Posts Tagged ‘maximum omega-3 fatty acids in egg yolks’

Spring Egg Yolks

During the longest nights my laying hens take a rest, and if I want eggs I have to buy them at the Co-op. This is probably a good thing, because it keeps me aware that even the best winter eggs from local farmers aren’t as good as the glorious golden-yolked beauties that my hens start to lay in February. Greens and flaxseed make the yolks full of omega-3s  and carotenoids. The effort of keeping enough greens going under frost blankets to supply the chickens as well as my own kitchen really pays off now. Later on in the spring they will lay like crazy and I’ll have eggs to share and I’ll be making profligate dishes like low-carb cheesecake, which involves 16 egg yolks. But when the first tiny golden crocus crysanthus blooms in February, I begin to get the first few treasured eggs, with yolks of the same gold as the crocuses. For now, I get a couple of eggs a day and every one is cherished. Even low-carb bread becomes something wonderful when dipped into a rich creamy fried egg yolk. As far as I’m concerned, top-notch fried eggs go with everything, and I love a plate of cooked veggies and fried eggs for dinner. A fried egg or two makes any plate of vegetables into dinner.  But there are tons of other possibilities.

In celebration of earliest spring, I took a look at what other bloggers have done with eggs. Here’s a brief round-up.

First, I can’t resist pointing out one of my own favorite old posts.

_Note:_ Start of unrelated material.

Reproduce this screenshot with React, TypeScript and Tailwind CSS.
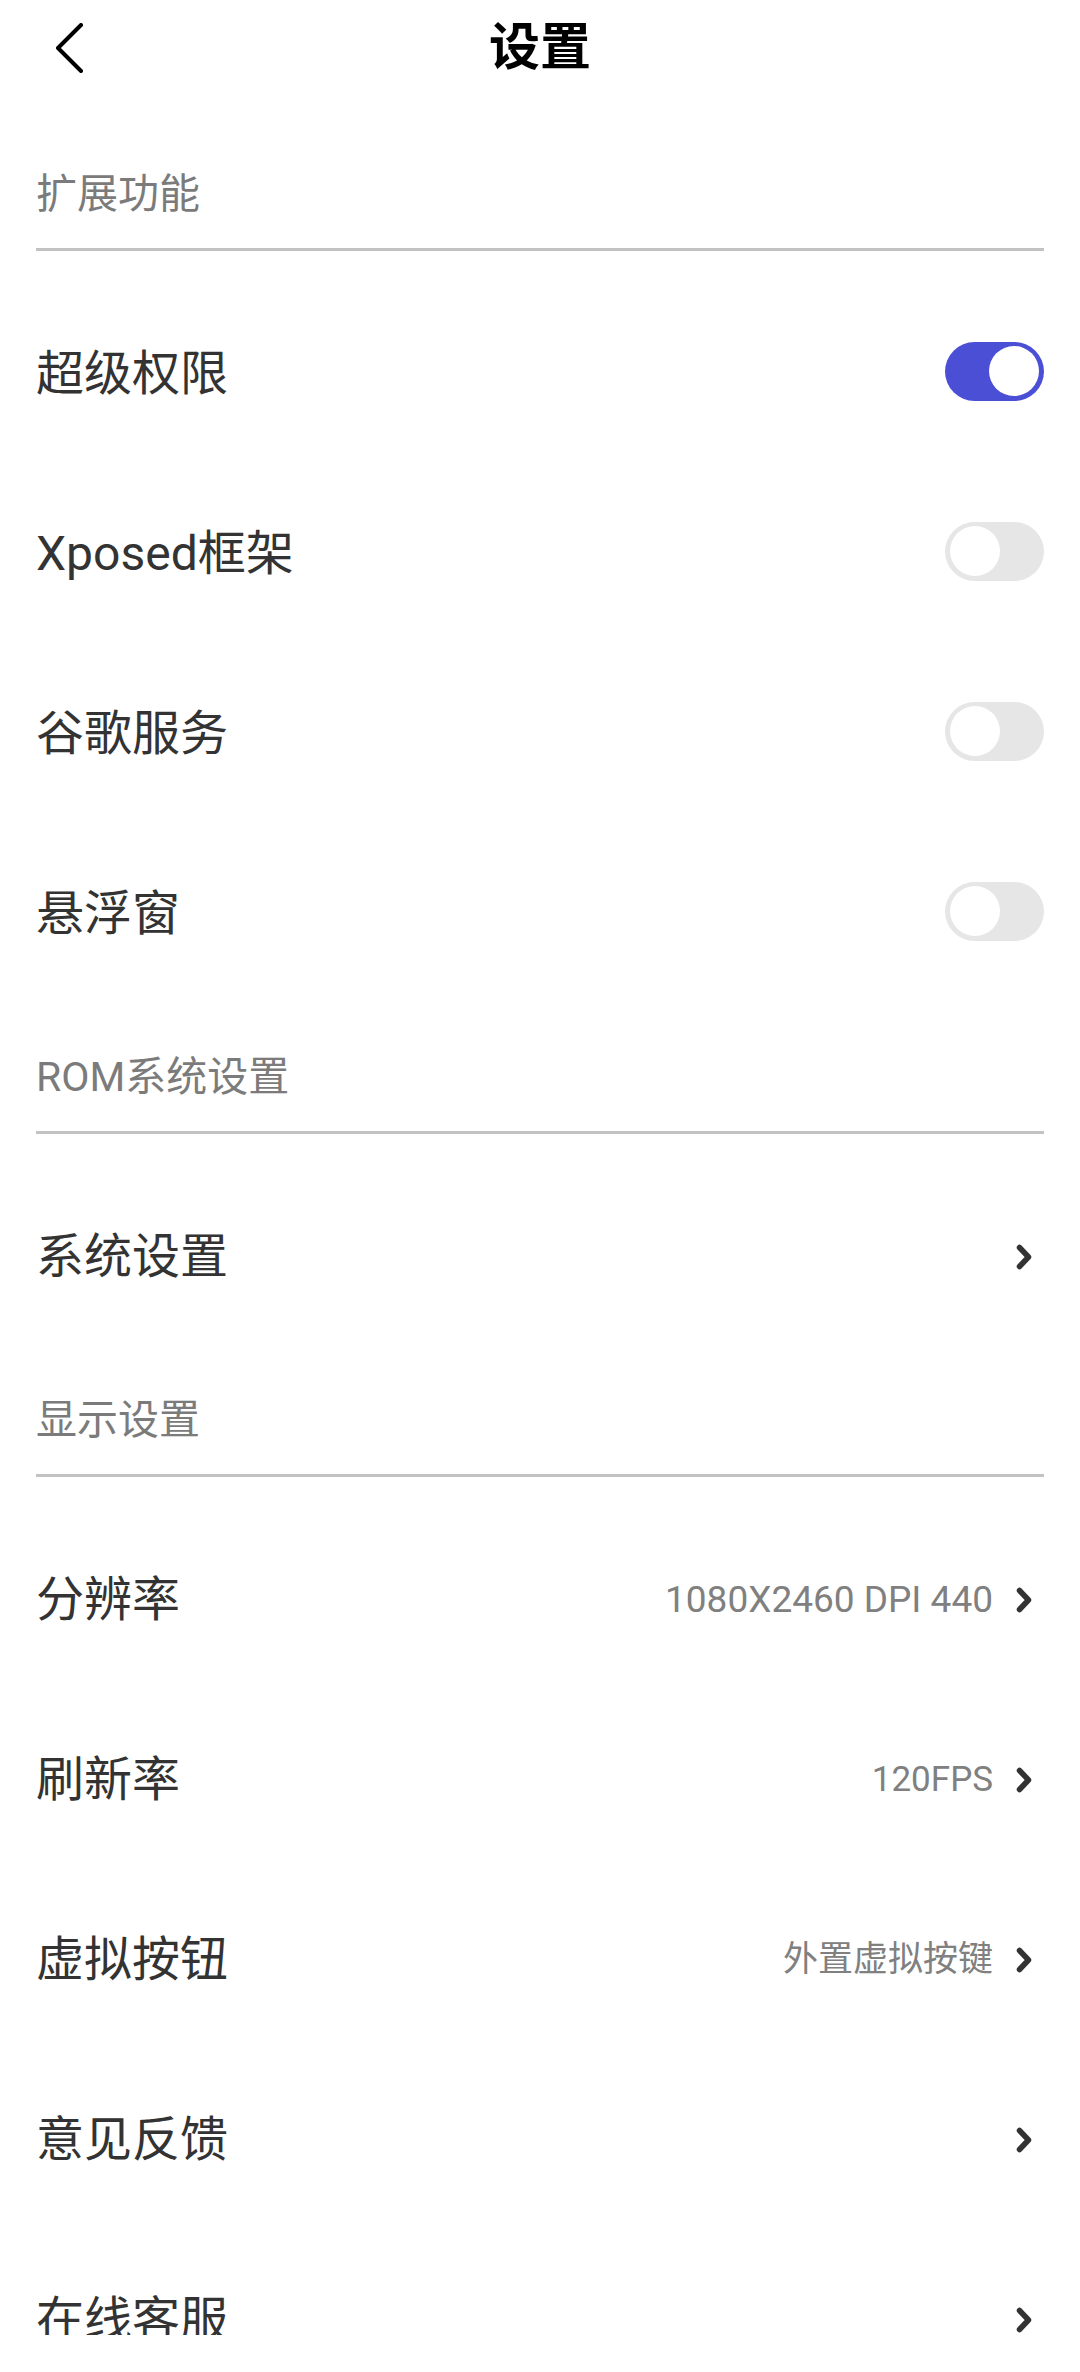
import React from "react";

const FONT = { fontFamily: "Roboto, 'Noto Sans CJK SC', sans-serif" };

function Chevron() {
  return (
    <svg width="16" height="26" viewBox="0 0 16 26" className="shrink-0">
      <path d="M3.5 3.5 L12.5 13 L3.5 22.5" fill="none" stroke="#333333" strokeWidth="5.5" strokeLinecap="round" strokeLinejoin="round" />
    </svg>
  );
}

function Toggle({ on }: { on: boolean }) {
  return (
    <div
      className={
        on
          ? "w-[99px] h-[59px] rounded-full bg-[#4b4fd6] flex items-center justify-end px-[5px]"
          : "w-[99px] h-[59px] rounded-full bg-[#e6e6e6] flex items-center justify-start px-[5px]"
      }
    >
      <div className="w-[50px] h-[50px] rounded-full bg-white" />
    </div>
  );
}

function SectionHeader({ title, first }: { title: string; first?: boolean }) {
  return (
    <div className={first ? "pt-[66px]" : "pt-[44px]"}>
      <div className="pt-[4px] text-[41px] leading-[56px] text-[#7b7b7b]">{title}</div>
      <div className="mt-[26px] h-[3px] bg-[#c2c2c2]" />
      <div className="h-[30px]" />
    </div>
  );
}

function Row({ label, children }: { label: string; children?: React.ReactNode }) {
  return (
    <div className="h-[180px] flex items-center justify-between">
      <div className="pt-[6px] text-[48px] leading-[60px] text-[#333333]">{label}</div>
      {children}
    </div>
  );
}

function LinkRight({ value, cls }: { value?: string; cls?: string }) {
  return (
    <div className="pt-[6px] flex items-center gap-[23px] pr-[12px]">
      {value ? <span className={cls}>{value}</span> : null}
      <Chevron />
    </div>
  );
}

export default function App() {
  return (
    <div className="w-[1080px] min-h-[2372px] bg-white" style={FONT}>
      <div className="h-[2335px] overflow-hidden">
        <div className="h-[96px] flex items-center">
          <div className="w-[120px] pl-[54px] flex items-center">
            <svg width="30" height="50" viewBox="0 0 30 50">
              <path d="M27 2 L4 25 L27 48" fill="none" stroke="#000000" strokeWidth="4" strokeLinecap="round" strokeLinejoin="round" />
            </svg>
          </div>
          <div className="flex-1 text-center text-[51px] leading-[60px] font-bold text-black">设置</div>
          <div className="w-[120px]" />
        </div>
        <div className="px-[36px]">
          <SectionHeader title="扩展功能" first />
          <Row label="超级权限">
            <Toggle on />
          </Row>
          <Row label="Xposed框架">
            <Toggle on={false} />
          </Row>
          <Row label="谷歌服务">
            <Toggle on={false} />
          </Row>
          <Row label="悬浮窗">
            <Toggle on={false} />
          </Row>
          <SectionHeader title="ROM系统设置" />
          <Row label="系统设置">
            <LinkRight />
          </Row>
          <SectionHeader title="显示设置" />
          <Row label="分辨率">
            <LinkRight value="1080X2460 DPI 440" cls="text-[37px] leading-[48px] text-[#808080]" />
          </Row>
          <Row label="刷新率">
            <LinkRight value="120FPS" cls="text-[35px] leading-[48px] text-[#808080]" />
          </Row>
          <Row label="虚拟按钮">
            <LinkRight value="外置虚拟按键" cls="text-[35px] leading-[48px] text-[#808080]" />
          </Row>
          <Row label="意见反馈">
            <LinkRight />
          </Row>
          <Row label="在线客服">
            <LinkRight />
          </Row>
        </div>
      </div>
    </div>
  );
}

https://albuquerqueurbanhomestead.com/2016/11/18/eggs-in-a-hurry/

 


Hank Shaw is one of the most wonderful foragers and foodies that I know of. As soon as I have more eggs, I plan to salt-cure some yolks by his method and grate them over greens.

https://honest-food.net/salt-cured-egg-yolks/

The wonderfully herbal green buttered eggs from The Nourished Caveman are a go-to recipe for me, and I vary the greens according to availability and mood.

https://thenourishedcaveman.com/green-buttered-eggs/

This one will never come out of my kitchen, because I can’t stand sardines in any form. But it is so nutrient-rich that you should have a look at it.

https://thenourishedcaveman.com/nutrient-dense-fishermans-eggs/

Crispy fried eggs are wonderful for making a salad into a meal.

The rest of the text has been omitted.